The Biennale, now in its tenth edition and one of the best-attended art events in the world, was famously founded back in 1995 in memory of the spirit of the city’s 1980 pro-democracy uprising and its brutal repression. It’s a history that seems consumed with such a gluttonous abandonment by Minouk Lim’s work, which opened with a ceremony in which the relatives of the massacre victims were greeted by the mothers of those who died in the Gwangju Uprising, that a notion of clearing out the cupboard (another form of burning down the house) is almost overwhelming. It continues early into the interior show, where a retrospective of videos and reconstructed costumes document South Korean Lee Bul’s quite brilliant early performances, many of them attacking prejudice against women, from the late 1980s and early 1990s, among them Abortion (1989), in which the artist is suspended upside-down, in pain and naked, while reciting a monologue. Together the works establish the Biennale’s guiding theme of destruction, memorial and reconstruction.

If, like me, you read the right kind of science fiction on the flight into Gwangju, you might be reminded of Solaris, the planet from Stanislaw Lem’s 1961 novel (of the same title) that mirrors its visitors’ subconscious memories and expectations back to them. That’s a feeling that’s enhanced by a series of works including Carsten Höller’s Sliding Doors (2014), a reworking of a 2003 work in which objects (the doors) reflect and react to subjects (the viewers), Allora & Calzadilla’s Temperament and the Wolf (2014), in which a tunnel of around 30 people each offer a handshake to (or ignore) the incoming Biennale visitor, Pierre Huyghe’s Name Announcer (2011/14), in which your name gets announced as you enter the gallery, and to a lesser extent, Koo Jeong A’s Its Soul (2014), a gallery wall that moves and shakes at set times during the day. While that pixelated wallpaper, and a work by Urs Fischer, 38 E. 1st St. (2014), featuring a suite of rooms and photographic wallpaper that constitute a 1:1 reproduction of the interior of the artist’s New York apartment, serves to give you the impression that the exhibition is also somehow conscious of its own eventual mediation.

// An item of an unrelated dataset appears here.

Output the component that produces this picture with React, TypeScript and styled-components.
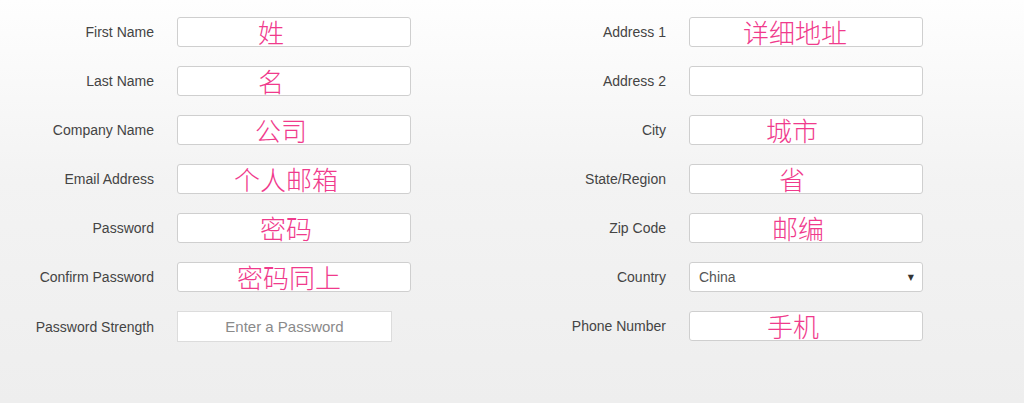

But if there’s a definite sense of recoil from the Biennale’s bombastic curating (and the presence of so many biennial favourites, many of whom reiterate older works), Burning Down the House also offers a number of quieter moments, worth spending extended time with, that linger long in the conscious memory. Among them are Sri Lankan Lionel Wendt’s early-twentieth-century modernist photographs, Anand Patwardhan’s We Are Not Your Monkeys (1993), a stunningly rich video meditation on the theory of Aryan conquest and the caste system in India, and A.A. Bronson and friends’ AA Bronson’s House of Shame (2014), a dreamy reflection on sexuality and spirituality, effectively a group show in the Spiral Pavilion, just outside the Biennale Hall. In the end, then, this biennial offers a little something for everyone: curators, viewers and artists alike.